- **What to work on**
Extract every line of the material that holds the string "this".

- **Information given**
______

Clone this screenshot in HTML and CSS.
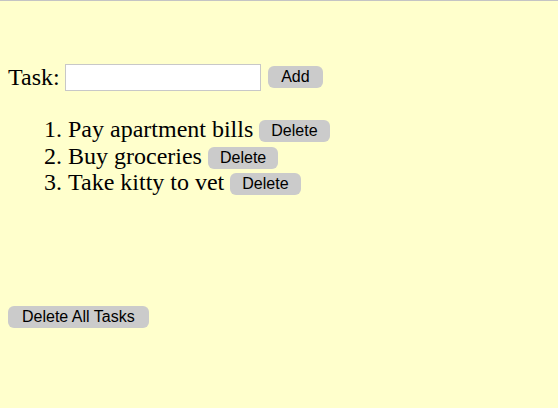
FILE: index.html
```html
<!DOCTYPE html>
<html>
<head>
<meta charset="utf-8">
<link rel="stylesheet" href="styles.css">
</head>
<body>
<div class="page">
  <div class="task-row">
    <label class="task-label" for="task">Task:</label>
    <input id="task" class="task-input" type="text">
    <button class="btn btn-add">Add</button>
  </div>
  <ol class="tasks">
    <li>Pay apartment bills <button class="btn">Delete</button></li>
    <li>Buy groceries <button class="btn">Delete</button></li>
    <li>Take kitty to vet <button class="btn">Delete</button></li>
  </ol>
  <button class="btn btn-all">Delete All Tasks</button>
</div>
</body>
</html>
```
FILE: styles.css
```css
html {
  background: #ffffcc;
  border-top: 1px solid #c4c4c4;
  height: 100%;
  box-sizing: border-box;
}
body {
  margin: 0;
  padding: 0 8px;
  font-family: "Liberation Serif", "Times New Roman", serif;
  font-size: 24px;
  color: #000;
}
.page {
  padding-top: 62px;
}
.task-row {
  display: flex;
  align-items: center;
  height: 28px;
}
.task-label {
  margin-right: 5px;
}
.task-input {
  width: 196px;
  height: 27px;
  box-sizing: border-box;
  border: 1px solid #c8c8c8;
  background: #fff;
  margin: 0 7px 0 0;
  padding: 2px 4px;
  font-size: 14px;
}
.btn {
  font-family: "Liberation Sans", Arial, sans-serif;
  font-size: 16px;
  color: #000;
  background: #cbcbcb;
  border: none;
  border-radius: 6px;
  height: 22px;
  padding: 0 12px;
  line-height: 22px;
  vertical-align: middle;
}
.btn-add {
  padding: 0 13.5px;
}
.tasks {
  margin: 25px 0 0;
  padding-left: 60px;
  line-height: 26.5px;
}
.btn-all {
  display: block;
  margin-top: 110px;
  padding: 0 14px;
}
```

______

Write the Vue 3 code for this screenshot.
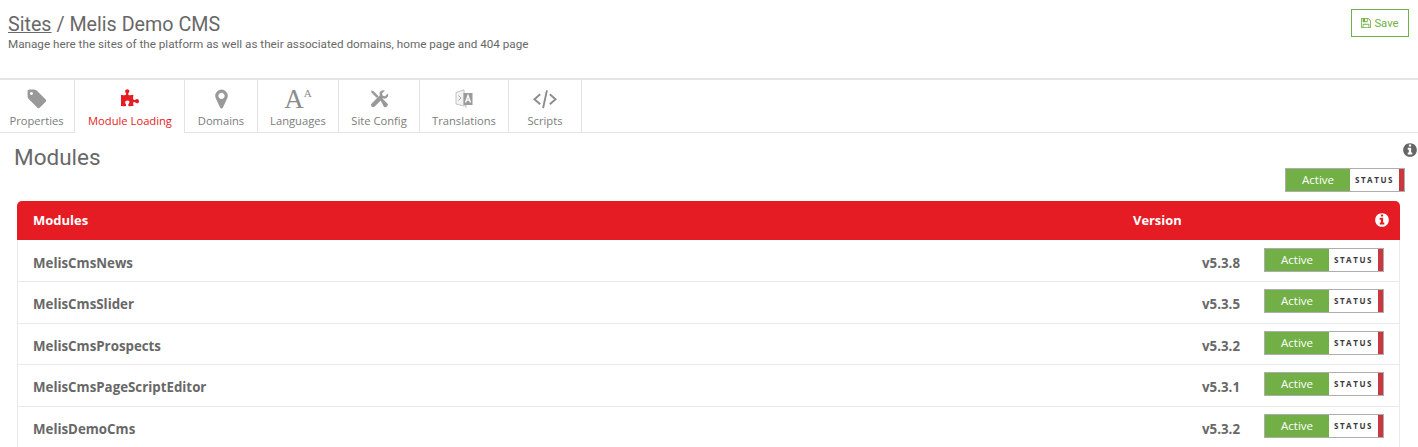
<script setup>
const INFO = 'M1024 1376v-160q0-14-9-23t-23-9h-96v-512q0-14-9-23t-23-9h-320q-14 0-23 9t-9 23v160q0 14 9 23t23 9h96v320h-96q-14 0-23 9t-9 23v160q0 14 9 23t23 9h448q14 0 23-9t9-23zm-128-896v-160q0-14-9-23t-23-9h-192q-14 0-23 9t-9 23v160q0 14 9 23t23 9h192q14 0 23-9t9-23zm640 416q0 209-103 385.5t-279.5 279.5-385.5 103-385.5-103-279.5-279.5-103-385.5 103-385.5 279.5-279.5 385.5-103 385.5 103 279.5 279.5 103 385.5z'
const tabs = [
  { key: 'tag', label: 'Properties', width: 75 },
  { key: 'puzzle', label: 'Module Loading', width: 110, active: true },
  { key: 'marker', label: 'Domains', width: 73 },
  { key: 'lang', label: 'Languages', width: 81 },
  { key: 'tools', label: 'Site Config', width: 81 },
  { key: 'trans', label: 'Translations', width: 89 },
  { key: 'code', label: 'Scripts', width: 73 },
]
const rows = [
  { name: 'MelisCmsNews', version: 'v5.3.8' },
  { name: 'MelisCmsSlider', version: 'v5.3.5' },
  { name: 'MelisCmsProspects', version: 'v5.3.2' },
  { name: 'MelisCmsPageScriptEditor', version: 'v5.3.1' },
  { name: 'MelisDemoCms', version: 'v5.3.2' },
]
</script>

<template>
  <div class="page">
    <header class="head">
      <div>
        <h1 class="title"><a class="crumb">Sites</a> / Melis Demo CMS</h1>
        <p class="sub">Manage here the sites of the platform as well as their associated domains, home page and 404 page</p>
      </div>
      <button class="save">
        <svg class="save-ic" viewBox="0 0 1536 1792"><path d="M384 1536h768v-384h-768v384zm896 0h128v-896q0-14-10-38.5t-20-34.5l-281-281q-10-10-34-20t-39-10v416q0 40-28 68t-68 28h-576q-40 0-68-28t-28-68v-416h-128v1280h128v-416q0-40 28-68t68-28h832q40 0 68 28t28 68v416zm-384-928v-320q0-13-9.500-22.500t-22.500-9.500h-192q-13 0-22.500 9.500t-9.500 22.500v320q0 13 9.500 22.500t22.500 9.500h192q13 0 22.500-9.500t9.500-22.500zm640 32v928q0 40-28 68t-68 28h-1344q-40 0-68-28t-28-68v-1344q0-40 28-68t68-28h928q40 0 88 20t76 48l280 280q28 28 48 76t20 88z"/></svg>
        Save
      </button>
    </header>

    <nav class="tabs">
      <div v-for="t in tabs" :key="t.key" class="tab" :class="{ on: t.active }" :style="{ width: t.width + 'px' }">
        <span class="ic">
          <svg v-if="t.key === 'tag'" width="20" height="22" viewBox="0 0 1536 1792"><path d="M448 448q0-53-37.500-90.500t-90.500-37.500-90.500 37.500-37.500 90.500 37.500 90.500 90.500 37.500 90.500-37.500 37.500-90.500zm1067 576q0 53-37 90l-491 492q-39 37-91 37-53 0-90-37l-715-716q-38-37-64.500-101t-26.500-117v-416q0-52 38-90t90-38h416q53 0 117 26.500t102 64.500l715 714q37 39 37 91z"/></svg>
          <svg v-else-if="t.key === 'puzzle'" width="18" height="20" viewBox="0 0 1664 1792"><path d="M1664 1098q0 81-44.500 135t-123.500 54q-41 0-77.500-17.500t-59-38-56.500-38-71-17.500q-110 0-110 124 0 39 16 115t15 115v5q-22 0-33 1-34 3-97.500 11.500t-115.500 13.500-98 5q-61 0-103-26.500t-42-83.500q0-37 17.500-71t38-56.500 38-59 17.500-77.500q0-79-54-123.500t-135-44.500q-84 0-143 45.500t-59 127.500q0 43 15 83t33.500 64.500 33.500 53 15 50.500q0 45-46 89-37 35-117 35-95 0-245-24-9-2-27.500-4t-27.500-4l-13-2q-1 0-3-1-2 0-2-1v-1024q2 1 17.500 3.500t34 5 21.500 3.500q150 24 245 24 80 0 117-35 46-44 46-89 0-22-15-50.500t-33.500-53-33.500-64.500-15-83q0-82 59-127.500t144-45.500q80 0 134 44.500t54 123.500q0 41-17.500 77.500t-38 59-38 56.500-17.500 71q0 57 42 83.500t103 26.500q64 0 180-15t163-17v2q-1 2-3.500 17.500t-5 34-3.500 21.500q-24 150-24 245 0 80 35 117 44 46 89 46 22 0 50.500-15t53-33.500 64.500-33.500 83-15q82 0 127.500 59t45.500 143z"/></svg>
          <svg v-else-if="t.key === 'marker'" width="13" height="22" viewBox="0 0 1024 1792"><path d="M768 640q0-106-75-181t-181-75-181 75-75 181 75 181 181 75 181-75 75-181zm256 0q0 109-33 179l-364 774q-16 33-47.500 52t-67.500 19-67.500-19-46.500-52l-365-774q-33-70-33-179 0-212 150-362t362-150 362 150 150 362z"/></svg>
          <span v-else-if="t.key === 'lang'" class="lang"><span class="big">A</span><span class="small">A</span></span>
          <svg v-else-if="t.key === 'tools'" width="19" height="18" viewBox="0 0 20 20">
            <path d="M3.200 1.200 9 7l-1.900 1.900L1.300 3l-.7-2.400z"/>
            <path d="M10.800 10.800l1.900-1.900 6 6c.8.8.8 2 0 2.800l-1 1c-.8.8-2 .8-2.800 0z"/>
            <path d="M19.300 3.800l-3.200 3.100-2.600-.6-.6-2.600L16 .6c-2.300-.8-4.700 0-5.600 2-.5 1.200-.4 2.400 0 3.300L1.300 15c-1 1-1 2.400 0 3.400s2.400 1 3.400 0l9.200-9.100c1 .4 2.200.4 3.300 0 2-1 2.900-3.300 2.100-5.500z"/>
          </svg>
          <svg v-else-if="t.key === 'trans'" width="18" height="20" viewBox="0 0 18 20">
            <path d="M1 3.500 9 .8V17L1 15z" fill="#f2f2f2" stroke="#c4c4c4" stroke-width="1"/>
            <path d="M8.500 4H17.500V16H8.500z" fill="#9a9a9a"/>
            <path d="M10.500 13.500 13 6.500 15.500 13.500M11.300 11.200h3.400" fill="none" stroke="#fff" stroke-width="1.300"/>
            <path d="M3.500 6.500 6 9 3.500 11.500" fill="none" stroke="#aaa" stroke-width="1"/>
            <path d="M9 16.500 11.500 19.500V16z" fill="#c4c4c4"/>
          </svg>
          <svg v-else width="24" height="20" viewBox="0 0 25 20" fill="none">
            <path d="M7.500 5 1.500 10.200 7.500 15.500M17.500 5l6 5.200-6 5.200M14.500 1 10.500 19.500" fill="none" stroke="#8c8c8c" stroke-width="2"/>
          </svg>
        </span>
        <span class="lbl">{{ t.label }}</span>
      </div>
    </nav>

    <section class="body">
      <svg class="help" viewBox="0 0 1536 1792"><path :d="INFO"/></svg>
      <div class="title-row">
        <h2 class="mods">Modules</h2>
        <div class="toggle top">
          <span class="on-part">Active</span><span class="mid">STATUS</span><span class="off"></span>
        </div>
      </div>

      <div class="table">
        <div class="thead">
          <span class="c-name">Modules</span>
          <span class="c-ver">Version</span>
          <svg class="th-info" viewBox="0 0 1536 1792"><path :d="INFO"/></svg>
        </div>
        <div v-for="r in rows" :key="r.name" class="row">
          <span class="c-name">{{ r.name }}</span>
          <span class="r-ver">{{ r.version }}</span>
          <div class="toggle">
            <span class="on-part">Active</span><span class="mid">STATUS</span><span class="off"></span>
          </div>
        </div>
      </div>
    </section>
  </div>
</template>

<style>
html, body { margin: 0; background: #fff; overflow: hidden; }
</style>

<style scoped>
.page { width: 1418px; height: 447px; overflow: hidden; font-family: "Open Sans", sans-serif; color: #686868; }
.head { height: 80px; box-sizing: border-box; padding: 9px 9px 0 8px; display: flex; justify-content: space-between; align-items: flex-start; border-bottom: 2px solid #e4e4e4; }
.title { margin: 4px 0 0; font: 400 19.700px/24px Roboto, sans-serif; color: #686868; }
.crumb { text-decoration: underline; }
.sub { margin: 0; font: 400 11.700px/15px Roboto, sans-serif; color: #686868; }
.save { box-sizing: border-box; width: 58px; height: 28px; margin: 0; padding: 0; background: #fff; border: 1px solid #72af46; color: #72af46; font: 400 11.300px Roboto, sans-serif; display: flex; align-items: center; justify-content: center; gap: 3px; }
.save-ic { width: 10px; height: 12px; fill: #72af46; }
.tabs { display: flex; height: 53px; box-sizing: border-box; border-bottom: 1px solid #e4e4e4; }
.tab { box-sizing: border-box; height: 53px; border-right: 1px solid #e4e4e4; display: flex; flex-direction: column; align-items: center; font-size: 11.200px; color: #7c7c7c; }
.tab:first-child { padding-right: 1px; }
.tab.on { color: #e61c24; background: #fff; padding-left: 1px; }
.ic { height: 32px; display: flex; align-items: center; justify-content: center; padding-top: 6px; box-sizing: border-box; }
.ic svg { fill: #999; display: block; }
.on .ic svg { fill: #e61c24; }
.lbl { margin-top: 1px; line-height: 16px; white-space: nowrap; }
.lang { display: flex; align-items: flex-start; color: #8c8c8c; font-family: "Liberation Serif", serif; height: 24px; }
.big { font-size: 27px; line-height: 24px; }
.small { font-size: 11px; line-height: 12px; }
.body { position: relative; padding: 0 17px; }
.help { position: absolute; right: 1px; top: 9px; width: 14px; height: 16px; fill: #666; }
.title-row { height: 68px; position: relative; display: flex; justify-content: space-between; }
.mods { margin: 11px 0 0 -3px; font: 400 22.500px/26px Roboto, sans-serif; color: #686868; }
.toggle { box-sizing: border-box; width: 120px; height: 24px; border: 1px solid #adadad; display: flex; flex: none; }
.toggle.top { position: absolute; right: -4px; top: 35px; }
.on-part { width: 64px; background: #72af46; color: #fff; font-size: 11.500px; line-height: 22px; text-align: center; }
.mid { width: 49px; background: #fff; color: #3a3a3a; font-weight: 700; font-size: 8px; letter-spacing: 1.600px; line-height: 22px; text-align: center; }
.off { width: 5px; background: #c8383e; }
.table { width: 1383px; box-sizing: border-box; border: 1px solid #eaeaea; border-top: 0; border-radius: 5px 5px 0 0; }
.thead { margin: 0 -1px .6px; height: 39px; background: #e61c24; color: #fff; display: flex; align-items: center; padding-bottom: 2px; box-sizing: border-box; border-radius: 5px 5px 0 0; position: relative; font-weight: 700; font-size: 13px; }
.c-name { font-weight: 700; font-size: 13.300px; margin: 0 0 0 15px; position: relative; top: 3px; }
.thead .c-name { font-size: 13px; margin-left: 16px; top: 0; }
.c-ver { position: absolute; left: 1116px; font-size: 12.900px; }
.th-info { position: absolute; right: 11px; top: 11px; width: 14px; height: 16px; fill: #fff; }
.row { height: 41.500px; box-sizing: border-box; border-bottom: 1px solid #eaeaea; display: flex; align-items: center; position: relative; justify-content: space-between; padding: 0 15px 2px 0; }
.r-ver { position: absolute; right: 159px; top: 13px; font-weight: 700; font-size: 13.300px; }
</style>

______

- **Expected answer**
Clone this screenshot in HTML and CSS.
Write the Vue 3 code for this screenshot.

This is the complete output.